License PyPI Python Downloads

Discord GitHub stars

Official WebsiteDocumentationDiscord

NEW: Subscribe to our mailing list for updates and news!

Overview

IndoxGen-Torch is a cutting-edge framework for generating high-quality synthetic data using Generative Adversarial Networks (GANs) powered by PyTorch. This module extends the capabilities of IndoxGen by providing a robust, PyTorch-based solution for creating realistic tabular data, particularly suited for complex datasets with mixed data types.

Key Features

  • GAN-based Generation: Utilizes advanced GAN architecture for high-fidelity synthetic data creation.
  • PyTorch Integration: Built on PyTorch for efficient, GPU-accelerated training and generation.
  • Flexible Data Handling: Supports categorical, mixed, and integer columns for versatile data modeling.
  • Customizable Architecture: Easily configure generator and discriminator layers, learning rates, and other hyperparameters.
  • Training Monitoring: Built-in patience-based early stopping for optimal model training.
  • Scalable Generation: Efficiently generate large volumes of synthetic data post-training.

Installation

pip install IndoxGen-Torch

Quick Start Guide

Basic Usage

from indoxGen_pytorch import TabularGANConfig, TabularGANTrainer
import pandas as pd

# Load your data
data = pd.read_csv("data/Adult.csv")

# Define column types
categorical_columns = ["workclass", "education", "marital-status", "occupation",
                       "relationship", "race", "gender", "native-country", "income"]
mixed_columns = {"capital-gain": "positive", "capital-loss": "positive"}
integer_columns = ["age", "fnlwgt", "hours-per-week", "capital-gain", "capital-loss"]

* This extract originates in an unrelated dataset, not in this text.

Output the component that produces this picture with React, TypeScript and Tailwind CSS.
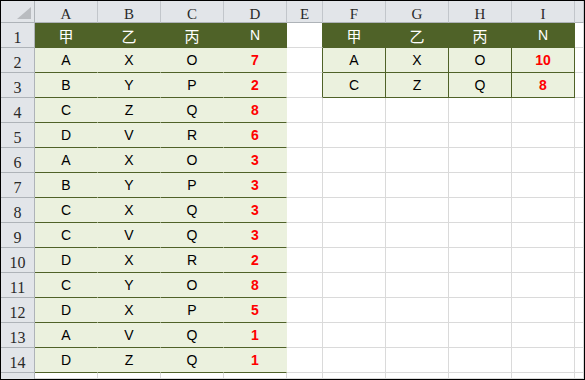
import React from "react";

const OLIVE = "#4f6228";

const colW = [
  "w-[63px]",
  "w-[63px]",
  "w-[63px]",
  "w-[63px]",
  "w-[36px]",
  "w-[63px]",
  "w-[63px]",
  "w-[63px]",
  "w-[63px]",
  "w-[9px]",
];
const letters = ["A", "B", "C", "D", "E", "F", "G", "H", "I", ""];

const heads = ["甲", "乙", "丙", "N"];

const table1 = [
  ["A", "X", "O", "7"],
  ["B", "Y", "P", "2"],
  ["C", "Z", "Q", "8"],
  ["D", "V", "R", "6"],
  ["A", "X", "O", "3"],
  ["B", "Y", "P", "3"],
  ["C", "X", "Q", "3"],
  ["C", "V", "Q", "3"],
  ["D", "X", "R", "2"],
  ["C", "Y", "O", "8"],
  ["D", "X", "P", "5"],
  ["A", "V", "Q", "1"],
  ["D", "Z", "Q", "1"],
];

const table2 = [
  ["A", "X", "O", "10"],
  ["C", "Z", "Q", "8"],
];

// border + background of a sheet cell, by row (1-based) and column index
function cellClass(r: number, c: number) {
  const t1 = c <= 3 && r >= 1 && r <= 14;
  const t2 = c >= 5 && c <= 8 && r >= 1 && r <= 3;
  if ((t1 || t2) && r === 1) return "bg-[#4f6228] border-[#4f6228] text-white";
  if (t1) return "bg-[#ebf1de] border-b-[#4f6228] border-r-[#ebf1de]";
  if (t2) return "bg-[#ebf1de] border-[#4f6228]";
  if (c === 4 && r <= 3) return "bg-white border-b-[#dadada] border-r-[#4f6228]";
  return "bg-white border-[#dadada]";
}

function cellText(r: number, c: number): { text: string; num: boolean } {
  if (r === 1 && c <= 3) return { text: heads[c], num: false };
  if (r === 1 && c >= 5 && c <= 8) return { text: heads[c - 5], num: false };
  if (r >= 2 && r <= 14 && c <= 3) return { text: table1[r - 2][c], num: c === 3 };
  if (r >= 2 && r <= 3 && c >= 5 && c <= 8)
    return { text: table2[r - 2][c - 5], num: c === 8 };
  return { text: "", num: false };
}

function Cell({ r, c }: { r: number; c: number }) {
  const { text, num } = cellText(r, c);
  const cjk = r === 1 && text !== "N";
  return (
    <div
      className={`${colW[c]} h-full shrink-0 border-r border-b flex items-center justify-center ${cellClass(r, c)}`}
    >
      {text && (
        <span
          className={
            cjk
              ? "text-[15px] leading-none [font-family:'Noto_Sans_CJK_SC',sans-serif]"
              : num
              ? "pt-[1px] text-[14px] font-bold text-[#ff0000] [font-family:'Liberation_Sans',Arial,sans-serif]"
              : "pt-[1px] text-[14px] [font-family:'Liberation_Sans',Arial,sans-serif]"
          }
        >
          {text}
        </span>
      )}
    </div>
  );
}

export default function App() {
  const rows = Array.from({ length: 15 }, (_, i) => i + 1);
  return (
    <div className="w-[585px] h-[380px] border border-black bg-white overflow-hidden flex flex-col">
      {/* column letters */}
      <div className="flex h-[22px] shrink-0">
        <div className="w-[34px] shrink-0 bg-[#e2e5e9] border-r border-b border-[#aeb3b8] flex items-end justify-end pr-[3px] pb-[3px]">
          <svg width="14" height="12" viewBox="0 0 14 12">
            <polygon points="14,0 14,12 0,12" fill="#b9bcc0" />
          </svg>
        </div>
        {letters.map((l, c) => (
          <div
            key={c}
            className={`${colW[c]} shrink-0 bg-[#e2e5e9] border-r border-b border-r-[#c2c6cb] border-b-[#aeb3b8] flex items-center justify-center pt-[5px] text-[15px] text-[#2a2a2a] [font-family:'Liberation_Serif',serif]`}
          >
            {l}
          </div>
        ))}
      </div>

      {rows.map((r) => (
        <div key={r} className={`flex shrink-0 ${r === 15 ? "h-[6px]" : "h-[25px]"}`}>
          <div className="w-[34px] shrink-0 bg-[#e2e5e9] border-r border-b border-[#aeb3b8] flex items-center justify-center pt-[6px] text-[16px] text-[#2a2a2a] [font-family:'Liberation_Serif',serif]">
            {r < 15 ? r : ""}
          </div>
          {colW.map((_, c) => (
            <Cell key={c} r={r} c={c} />
          ))}
        </div>
      ))}
    </div>
  );
}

# Set up the configuration
config = TabularGANConfig(
    input_dim=200,
    generator_layers=[128, 256, 512],
    discriminator_layers=[512, 256, 128],
    learning_rate=2e-4,
    beta_1=0.5,
    beta_2=0.9,
    batch_size=128,
    epochs=50,
    n_critic=5
)

# Initialize and train the model
trainer = TabularGANTrainer(
    config=config,
    categorical_columns=categorical_columns,
    mixed_columns=mixed_columns,
    integer_columns=integer_columns
)
history = trainer.train(data, patience=15)

# Generate synthetic data
synthetic_data = trainer.generate_samples(50000)

Advanced Techniques

Customizing the GAN Architecture

custom_config = TabularGANConfig(
    input_dim=300,
    generator_layers=[256, 512, 1024, 512],
    discriminator_layers=[512, 1024, 512, 256],
    learning_rate=1e-4,
    batch_size=256,
    epochs=100,
    n_critic=3
)

custom_trainer = TabularGANTrainer(config=custom_config, ...)

Handling Imbalanced Datasets

original_class_distribution = data['target_column'].value_counts(normalize=True)
synthetic_data = trainer.generate_samples(100000)
synthetic_class_distribution = synthetic_data['target_column'].value_counts(normalize=True)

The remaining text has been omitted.